James Antle at American Spectator (in a back and forth with Daniel Larison at American Conservative) sees promising signs of both serious domestic small government thought and at least less openly belligerent foreign policy in the new wave of conservative Senators and potential senators and representatives, such as Texas GOP hopeful Ted Cruz:
Marco Rubio didn't run on a platform that included getting out of Afghanistan, abolishing the TSA, and opposing the NDAA while appearing with Ron Paul. Ted Cruz did. In an interview with me, Mike Lee criticized the Libya war on substantive as well as constitutional grounds and didn't sound too enthusiastic about our other recent wars. Although Jim DeMint voted for the Iraq war, he was also one of just four Senate Republicans who voted to end its authorization.

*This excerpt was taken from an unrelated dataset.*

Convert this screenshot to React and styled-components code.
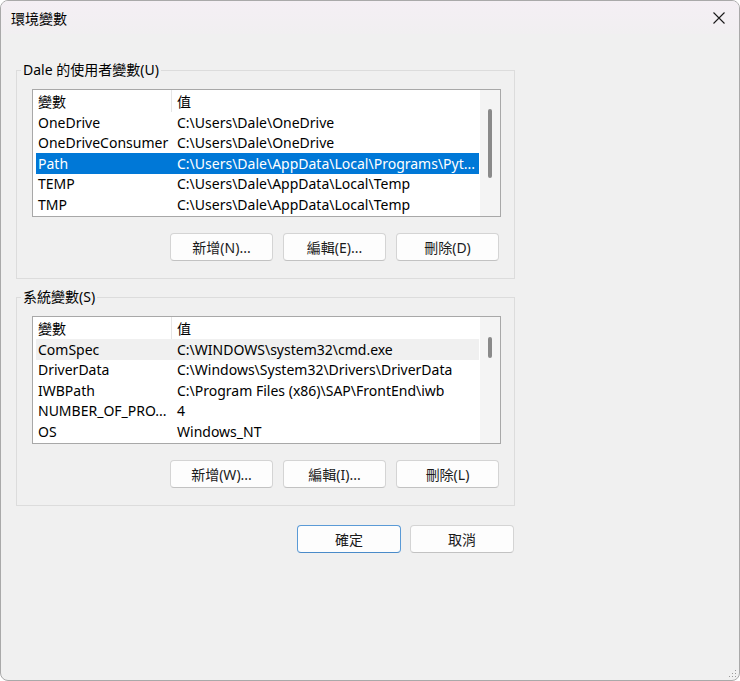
import React from "react";
import styled, { createGlobalStyle } from "styled-components";

const GlobalStyle = createGlobalStyle`
  html, body { margin: 0; padding: 0; background: #ffffff; }
  * { box-sizing: border-box; }
`;

const FONT = `"Noto Sans", "Noto Sans CJK TC", sans-serif`;

const Window = styled.div`
  width: 740px;
  height: 681px;
  border: 1px solid #a9a9a9;
  border-radius: 8px;
  background: #f0f0f0;
  overflow: hidden;
  display: flex;
  flex-direction: column;
  font-family: ${FONT};
  font-size: 14px;
  color: #000;
  position: relative;
`;

const TitleBar = styled.div`
  height: 33px;
  flex: none;
  display: flex;
  align-items: center;
  justify-content: space-between;
  padding-left: 10px;
  background: linear-gradient(180deg, #f4eff4 0%, #f1eff1 100%);
`;

const Title = styled.span`
  font-size: 14px;
  color: #000;
`;

const CloseButton = styled.button`
  width: 40px;
  height: 33px;
  border: none;
  background: transparent;
  display: flex;
  align-items: center;
  justify-content: center;
  padding: 0;
  color: #1a1a1a;
`;

const Content = styled.div`
  display: flex;
  flex-direction: column;
  padding: 26px 15px 0 15px;
  gap: 8px;
`;

const Group = styled.fieldset`
  margin: 0;
  width: 499px;
  min-width: 0;
  border: 1px solid #dcdcdc;
  border-radius: 0;
  padding: 9px 13px 17px 15px;
  display: flex;
  flex-direction: column;
  gap: 16px;
`;

const Legend = styled.legend`
  font-size: 14px;
  line-height: 20px;
  padding: 0 2px;
  margin-left: -11px;
  color: #000;
`;

const ListBox = styled.div`
  width: 469px;
  height: 128px;
  border: 1px solid #a8a8a8;
  background: #ffffff;
  display: flex;
`;

const ListBody = styled.div`
  flex: 1;
  min-width: 0;
  padding-left: 3px;
  overflow: hidden;
`;

const HeaderRow = styled.div`
  display: grid;
  grid-template-columns: 136px 1fr;
  height: 22px;
  align-items: center;
`;

const HeaderCell = styled.div`
  height: 100%;
  display: flex;
  align-items: center;
  padding-left: ${(p) => (p.$first ? "2px" : "5px")};
  border-right: ${(p) => (p.$first ? "1px solid #e5e5e5" : "none")};
  white-space: nowrap;
`;

const Row = styled.div`
  display: grid;
  grid-template-columns: 136px 1fr;
  height: 20.5px;
  align-items: center;
  margin-right: 1px;
  background: ${(p) =>
    p.$selected ? "#0078d7" : p.$hover ? "#f0f0f0" : "transparent"};
  color: ${(p) => (p.$selected ? "#ffffff" : "#000000")};
`;

const Cell = styled.div`
  padding-left: ${(p) => (p.$first ? "2px" : "5px")};
  white-space: nowrap;
  overflow: hidden;
`;

const ScrollTrack = styled.div`
  width: 20px;
  flex: none;
  background: #f4f4f4;
  display: flex;
  flex-direction: column;
  align-items: center;
`;

const ScrollThumb = styled.div`
  width: 4px;
  border-radius: 2px;
  background: #8a8a8a;
  margin-top: ${(p) => p.$top}px;
  height: ${(p) => p.$height}px;
`;

const ButtonRow = styled.div`
  width: 469px;
  padding-right: 2px;
  display: flex;
  justify-content: flex-end;
  gap: 10px;
`;

const Button = styled.button`
  width: ${(p) => p.$width || 103}px;
  height: 28px;
  border-radius: 4px;
  border: 1px solid ${(p) => (p.$default ? "#5a9ad6" : "#d4d4d4")};
  border-bottom-color: ${(p) => (p.$default ? "#4a8bc9" : "#c2c2c2")};
  background: #fdfdfd;
  font-family: ${FONT};
  font-size: 14px;
  color: #1b1b1b;
  padding: 0;
  display: flex;
  align-items: center;
  justify-content: center;
`;

const Footer = styled.div`
  width: 499px;
  margin-top: 11px;
  display: flex;
  justify-content: flex-end;
  gap: 9px;
  padding-right: 1px;
`;

const Grip = styled.div`
  position: absolute;
  right: 2px;
  bottom: 2px;
  width: 8px;
  height: 8px;
  line-height: 0;
`;

const userVars = [
  ["OneDrive", "C:\\Users\\Dale\\OneDrive"],
  ["OneDriveConsumer", "C:\\Users\\Dale\\OneDrive"],
  ["Path", "C:\\Users\\Dale\\AppData\\Local\\Programs\\Pyt...", "selected"],
  ["TEMP", "C:\\Users\\Dale\\AppData\\Local\\Temp"],
  ["TMP", "C:\\Users\\Dale\\AppData\\Local\\Temp"],
];

const sysVars = [
  ["ComSpec", "C:\\WINDOWS\\system32\\cmd.exe", "hover"],
  ["DriverData", "C:\\Windows\\System32\\Drivers\\DriverData"],
  ["IWBPath", "C:\\Program Files (x86)\\SAP\\FrontEnd\\iwb"],
  ["NUMBER_OF_PRO...", "4"],
  ["OS", "Windows_NT"],
];

function VarList({ rows, thumbTop, thumbHeight }) {
  return (
    <ListBox>
      <ListBody>
        <HeaderRow>
          <HeaderCell $first>變數</HeaderCell>
          <HeaderCell>值</HeaderCell>
        </HeaderRow>
        {rows.map(([name, value, state]) => (
          <Row
            key={name}
            $selected={state === "selected"}
            $hover={state === "hover"}
          >
            <Cell $first>{name}</Cell>
            <Cell>{value}</Cell>
          </Row>
        ))}
      </ListBody>
      <ScrollTrack>
        <ScrollThumb $top={thumbTop} $height={thumbHeight} />
      </ScrollTrack>
    </ListBox>
  );
}

export default function App() {
  return (
    <>
      <GlobalStyle />
      <Window>
        <TitleBar>
          <Title>環境變數</Title>
          <CloseButton aria-label="關閉">
            <svg width="12" height="12" viewBox="0 0 12 12">
              <path
                d="M0.5 0.5 L11.5 11.5 M11.5 0.5 L0.5 11.5"
                stroke="#1a1a1a"
                strokeWidth="1.1"
                fill="none"
              />
            </svg>
          </CloseButton>
        </TitleBar>
        <Content>
          <Group>
            <Legend>Dale 的使用者變數(U)</Legend>
            <VarList rows={userVars} thumbTop={19} thumbHeight={69} />
            <ButtonRow>
              <Button>新增(N)...</Button>
              <Button>編輯(E)...</Button>
              <Button>刪除(D)</Button>
            </ButtonRow>
          </Group>
          <Group>
            <Legend>系統變數(S)</Legend>
            <VarList rows={sysVars} thumbTop={20} thumbHeight={21} />
            <ButtonRow>
              <Button>新增(W)...</Button>
              <Button>編輯(I)...</Button>
              <Button>刪除(L)</Button>
            </ButtonRow>
          </Group>
          <Footer>
            <Button $default $width={104}>確定</Button>
            <Button $width={104}>取消</Button>
          </Footer>
        </Content>
        <Grip>
          <svg width="8" height="8" viewBox="0 0 8 8">
            <rect x="6" y="0" width="1" height="1" fill="#9a9a9a" />
            <rect x="3" y="3" width="1" height="1" fill="#9a9a9a" />
            <rect x="6" y="3" width="1" height="1" fill="#9a9a9a" />
            <rect x="0" y="6" width="1" height="1" fill="#9a9a9a" />
            <rect x="3" y="6" width="1" height="1" fill="#9a9a9a" />
            <rect x="6" y="6" width="1" height="1" fill="#9a9a9a" />
          </svg>
        </Grip>
      </Window>
    </>
  );
}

Admittedly, Rand Paul is the only one 'd more or less guarantee would vote against war with Iran unless there was a much stronger casus belli than there was with Iraq….
Look, these candidates aren't noninterventionists (although a few of them, like Thomas Massie and Kerry Bentivolio, essentially are). But in the not-too-distant past, the most conservative candidates running in a Republican primary would have been without fail the most enthusiastic champions of the Bush Doctrine and dead-enders in support of unpopular foreign wars. The fact that these candidates don't fit that description doesn't necessarily mean they will be cautious on Iran, but it does mean something.
I blogged about Rand Paul's critique of Mitt Romney's foreign policy back in June.